─── SUPPLIED INFORMATION
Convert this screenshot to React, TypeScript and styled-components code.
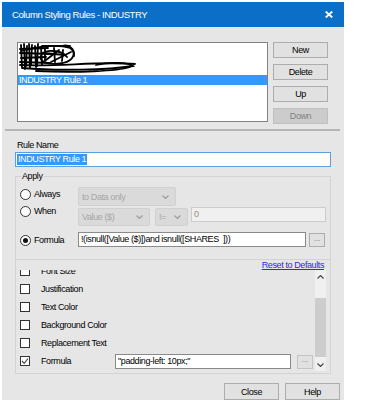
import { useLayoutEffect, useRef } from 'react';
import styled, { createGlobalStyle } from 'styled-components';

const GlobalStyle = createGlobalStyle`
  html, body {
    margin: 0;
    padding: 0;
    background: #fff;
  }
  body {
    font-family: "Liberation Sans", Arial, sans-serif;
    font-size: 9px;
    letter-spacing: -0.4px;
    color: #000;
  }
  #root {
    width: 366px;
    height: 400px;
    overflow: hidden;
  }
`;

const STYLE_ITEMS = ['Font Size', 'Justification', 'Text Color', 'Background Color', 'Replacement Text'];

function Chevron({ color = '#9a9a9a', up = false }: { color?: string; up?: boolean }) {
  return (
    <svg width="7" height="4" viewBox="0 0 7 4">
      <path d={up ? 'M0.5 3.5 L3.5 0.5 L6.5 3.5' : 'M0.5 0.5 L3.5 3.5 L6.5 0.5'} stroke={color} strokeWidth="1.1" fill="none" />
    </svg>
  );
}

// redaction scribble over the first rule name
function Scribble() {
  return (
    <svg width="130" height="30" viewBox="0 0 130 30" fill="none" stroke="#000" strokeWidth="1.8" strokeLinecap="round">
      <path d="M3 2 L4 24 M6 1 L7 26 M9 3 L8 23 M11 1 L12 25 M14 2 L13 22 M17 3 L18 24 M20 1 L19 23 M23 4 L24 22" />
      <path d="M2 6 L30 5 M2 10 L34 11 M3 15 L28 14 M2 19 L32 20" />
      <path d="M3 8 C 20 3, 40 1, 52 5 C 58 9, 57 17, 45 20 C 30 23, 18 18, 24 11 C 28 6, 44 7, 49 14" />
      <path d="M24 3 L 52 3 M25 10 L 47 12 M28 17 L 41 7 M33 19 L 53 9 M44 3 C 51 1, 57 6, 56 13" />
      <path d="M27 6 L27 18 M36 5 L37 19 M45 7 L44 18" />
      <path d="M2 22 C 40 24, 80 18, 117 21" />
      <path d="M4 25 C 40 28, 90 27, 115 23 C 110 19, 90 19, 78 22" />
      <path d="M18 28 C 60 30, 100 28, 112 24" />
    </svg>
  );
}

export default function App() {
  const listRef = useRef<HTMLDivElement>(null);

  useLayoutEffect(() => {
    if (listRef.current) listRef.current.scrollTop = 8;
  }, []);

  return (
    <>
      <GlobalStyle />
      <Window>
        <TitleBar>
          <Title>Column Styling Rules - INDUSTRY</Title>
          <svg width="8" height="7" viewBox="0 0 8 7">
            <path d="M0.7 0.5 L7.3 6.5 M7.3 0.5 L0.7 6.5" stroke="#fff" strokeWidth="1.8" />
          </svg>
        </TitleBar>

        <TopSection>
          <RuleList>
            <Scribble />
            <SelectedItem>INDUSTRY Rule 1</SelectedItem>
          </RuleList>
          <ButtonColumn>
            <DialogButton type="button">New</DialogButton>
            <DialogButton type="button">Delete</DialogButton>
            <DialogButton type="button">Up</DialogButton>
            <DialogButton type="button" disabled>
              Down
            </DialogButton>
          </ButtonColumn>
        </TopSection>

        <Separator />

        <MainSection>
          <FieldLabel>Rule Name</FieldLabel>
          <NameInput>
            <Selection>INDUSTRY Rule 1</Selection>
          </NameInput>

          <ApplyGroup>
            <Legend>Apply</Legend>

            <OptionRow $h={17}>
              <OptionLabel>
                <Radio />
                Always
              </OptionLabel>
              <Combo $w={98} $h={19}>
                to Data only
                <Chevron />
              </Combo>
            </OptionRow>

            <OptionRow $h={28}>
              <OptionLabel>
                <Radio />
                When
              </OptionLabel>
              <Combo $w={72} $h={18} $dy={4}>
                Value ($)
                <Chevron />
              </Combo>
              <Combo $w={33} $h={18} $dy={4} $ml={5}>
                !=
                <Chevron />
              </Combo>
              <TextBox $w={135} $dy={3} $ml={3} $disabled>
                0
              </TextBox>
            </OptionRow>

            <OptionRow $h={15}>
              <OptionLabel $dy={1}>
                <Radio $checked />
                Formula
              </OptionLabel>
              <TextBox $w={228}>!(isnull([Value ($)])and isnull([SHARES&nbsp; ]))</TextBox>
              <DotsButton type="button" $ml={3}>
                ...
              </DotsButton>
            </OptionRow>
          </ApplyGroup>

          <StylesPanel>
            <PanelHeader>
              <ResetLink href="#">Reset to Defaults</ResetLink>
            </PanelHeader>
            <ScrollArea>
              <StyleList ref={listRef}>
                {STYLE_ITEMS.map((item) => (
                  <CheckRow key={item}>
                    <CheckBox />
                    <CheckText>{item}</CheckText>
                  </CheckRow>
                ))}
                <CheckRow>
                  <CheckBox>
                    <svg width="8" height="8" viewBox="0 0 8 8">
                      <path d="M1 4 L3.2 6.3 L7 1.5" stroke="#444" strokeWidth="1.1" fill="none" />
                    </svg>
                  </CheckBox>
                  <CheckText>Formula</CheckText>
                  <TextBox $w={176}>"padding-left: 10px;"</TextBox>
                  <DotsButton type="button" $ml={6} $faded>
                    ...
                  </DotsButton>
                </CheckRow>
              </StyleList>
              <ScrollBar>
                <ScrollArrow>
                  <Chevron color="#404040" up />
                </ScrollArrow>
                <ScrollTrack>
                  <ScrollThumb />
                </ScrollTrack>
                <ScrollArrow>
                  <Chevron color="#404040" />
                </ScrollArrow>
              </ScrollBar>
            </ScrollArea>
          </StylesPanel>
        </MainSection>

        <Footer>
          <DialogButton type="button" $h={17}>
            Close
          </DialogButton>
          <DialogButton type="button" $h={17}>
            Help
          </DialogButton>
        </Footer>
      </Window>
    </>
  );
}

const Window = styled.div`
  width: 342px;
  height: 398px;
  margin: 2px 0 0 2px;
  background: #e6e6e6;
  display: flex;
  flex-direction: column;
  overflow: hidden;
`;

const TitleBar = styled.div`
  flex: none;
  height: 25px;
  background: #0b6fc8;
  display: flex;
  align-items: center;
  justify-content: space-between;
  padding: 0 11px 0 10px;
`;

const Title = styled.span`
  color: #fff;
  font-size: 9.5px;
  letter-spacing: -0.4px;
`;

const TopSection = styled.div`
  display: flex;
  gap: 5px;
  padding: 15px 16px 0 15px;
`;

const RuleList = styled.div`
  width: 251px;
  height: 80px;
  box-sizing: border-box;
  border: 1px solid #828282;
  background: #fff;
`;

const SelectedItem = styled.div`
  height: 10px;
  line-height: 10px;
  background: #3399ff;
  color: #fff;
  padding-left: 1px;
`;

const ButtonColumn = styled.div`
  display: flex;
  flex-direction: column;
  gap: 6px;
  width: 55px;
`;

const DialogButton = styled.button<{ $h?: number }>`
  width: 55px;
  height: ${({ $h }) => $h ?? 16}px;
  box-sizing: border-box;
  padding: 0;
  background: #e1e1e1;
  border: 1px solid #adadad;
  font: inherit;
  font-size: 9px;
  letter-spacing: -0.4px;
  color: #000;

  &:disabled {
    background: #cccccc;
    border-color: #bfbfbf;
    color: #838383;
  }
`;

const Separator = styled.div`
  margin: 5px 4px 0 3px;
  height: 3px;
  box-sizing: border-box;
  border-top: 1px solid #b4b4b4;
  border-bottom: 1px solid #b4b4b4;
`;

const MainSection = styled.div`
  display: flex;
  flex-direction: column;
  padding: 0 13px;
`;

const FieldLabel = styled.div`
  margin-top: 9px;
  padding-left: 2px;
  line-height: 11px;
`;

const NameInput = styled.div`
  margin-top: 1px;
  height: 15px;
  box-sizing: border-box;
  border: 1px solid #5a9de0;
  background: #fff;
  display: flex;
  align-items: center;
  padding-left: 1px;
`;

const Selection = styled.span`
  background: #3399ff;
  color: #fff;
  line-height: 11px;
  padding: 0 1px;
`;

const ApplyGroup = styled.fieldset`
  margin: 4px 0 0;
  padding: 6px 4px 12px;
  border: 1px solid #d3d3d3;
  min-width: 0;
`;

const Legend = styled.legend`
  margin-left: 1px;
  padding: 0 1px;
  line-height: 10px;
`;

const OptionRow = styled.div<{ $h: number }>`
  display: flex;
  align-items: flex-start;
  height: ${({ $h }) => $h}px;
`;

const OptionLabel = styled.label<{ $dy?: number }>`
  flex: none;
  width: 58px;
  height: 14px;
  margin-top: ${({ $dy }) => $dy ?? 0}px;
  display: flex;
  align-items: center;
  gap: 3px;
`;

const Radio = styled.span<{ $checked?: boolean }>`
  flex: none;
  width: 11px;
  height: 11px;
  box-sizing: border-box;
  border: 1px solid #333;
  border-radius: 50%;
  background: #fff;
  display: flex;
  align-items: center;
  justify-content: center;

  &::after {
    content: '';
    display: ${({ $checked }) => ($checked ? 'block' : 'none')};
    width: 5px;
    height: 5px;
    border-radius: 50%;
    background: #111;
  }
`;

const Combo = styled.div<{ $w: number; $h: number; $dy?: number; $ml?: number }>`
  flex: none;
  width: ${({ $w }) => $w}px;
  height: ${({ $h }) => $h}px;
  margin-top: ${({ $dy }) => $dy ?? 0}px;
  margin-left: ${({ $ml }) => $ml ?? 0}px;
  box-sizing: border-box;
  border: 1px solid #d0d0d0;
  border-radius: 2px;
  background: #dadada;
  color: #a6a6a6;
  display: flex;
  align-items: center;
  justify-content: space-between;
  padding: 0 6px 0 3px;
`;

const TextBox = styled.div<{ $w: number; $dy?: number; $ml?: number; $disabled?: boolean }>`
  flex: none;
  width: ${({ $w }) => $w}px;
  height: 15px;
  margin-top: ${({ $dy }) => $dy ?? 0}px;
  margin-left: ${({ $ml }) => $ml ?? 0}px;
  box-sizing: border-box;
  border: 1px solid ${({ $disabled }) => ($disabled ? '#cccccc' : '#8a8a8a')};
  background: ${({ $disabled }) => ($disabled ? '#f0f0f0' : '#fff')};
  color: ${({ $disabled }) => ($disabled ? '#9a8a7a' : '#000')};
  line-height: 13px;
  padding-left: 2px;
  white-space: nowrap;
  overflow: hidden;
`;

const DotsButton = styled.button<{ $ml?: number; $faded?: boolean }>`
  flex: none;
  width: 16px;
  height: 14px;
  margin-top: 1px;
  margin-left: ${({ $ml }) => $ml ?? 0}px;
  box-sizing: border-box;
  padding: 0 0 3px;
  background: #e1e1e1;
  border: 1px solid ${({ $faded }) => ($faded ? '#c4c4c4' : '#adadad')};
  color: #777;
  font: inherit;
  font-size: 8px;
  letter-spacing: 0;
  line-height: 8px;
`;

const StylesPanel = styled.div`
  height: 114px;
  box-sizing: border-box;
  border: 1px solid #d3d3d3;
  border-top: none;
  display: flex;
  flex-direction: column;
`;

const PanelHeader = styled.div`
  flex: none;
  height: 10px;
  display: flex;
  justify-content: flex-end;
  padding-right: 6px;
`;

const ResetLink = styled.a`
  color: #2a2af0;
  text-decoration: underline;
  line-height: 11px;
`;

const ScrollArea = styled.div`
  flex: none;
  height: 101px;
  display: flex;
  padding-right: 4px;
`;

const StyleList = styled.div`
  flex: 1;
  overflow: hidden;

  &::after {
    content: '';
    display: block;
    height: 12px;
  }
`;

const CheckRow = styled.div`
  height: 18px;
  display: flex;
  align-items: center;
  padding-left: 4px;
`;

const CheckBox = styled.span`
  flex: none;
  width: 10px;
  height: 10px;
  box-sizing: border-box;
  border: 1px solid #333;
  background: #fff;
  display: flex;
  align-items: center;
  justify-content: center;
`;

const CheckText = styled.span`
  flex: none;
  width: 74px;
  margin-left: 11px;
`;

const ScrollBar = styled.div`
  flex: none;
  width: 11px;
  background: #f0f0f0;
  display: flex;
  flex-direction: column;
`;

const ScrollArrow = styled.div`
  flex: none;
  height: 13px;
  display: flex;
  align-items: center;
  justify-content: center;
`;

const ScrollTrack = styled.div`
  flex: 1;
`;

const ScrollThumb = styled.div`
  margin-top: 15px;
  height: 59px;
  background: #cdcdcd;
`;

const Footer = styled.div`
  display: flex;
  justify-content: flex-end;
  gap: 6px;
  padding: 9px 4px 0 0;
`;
──────
EXERCISE INSTRUCTIONS =>
Write out nothing but the lines from the start of the data through the line with "const STYLE_ITEMS = ['Font". Leave out the pictures.

THE REPLY =>
Convert this screenshot to React, TypeScript and styled-components code.
import { useLayoutEffect, useRef } from 'react';
import styled, { createGlobalStyle } from 'styled-components';

const GlobalStyle = createGlobalStyle`
  html, body {
    margin: 0;
    padding: 0;
    background: #fff;
  }
  body {
    font-family: "Liberation Sans", Arial, sans-serif;
    font-size: 9px;
    letter-spacing: -0.4px;
    color: #000;
  }
  #root {
    width: 366px;
    height: 400px;
    overflow: hidden;
  }
`;

const STYLE_ITEMS = ['Font Size', 'Justification', 'Text Color', 'Background Color', 'Replacement Text'];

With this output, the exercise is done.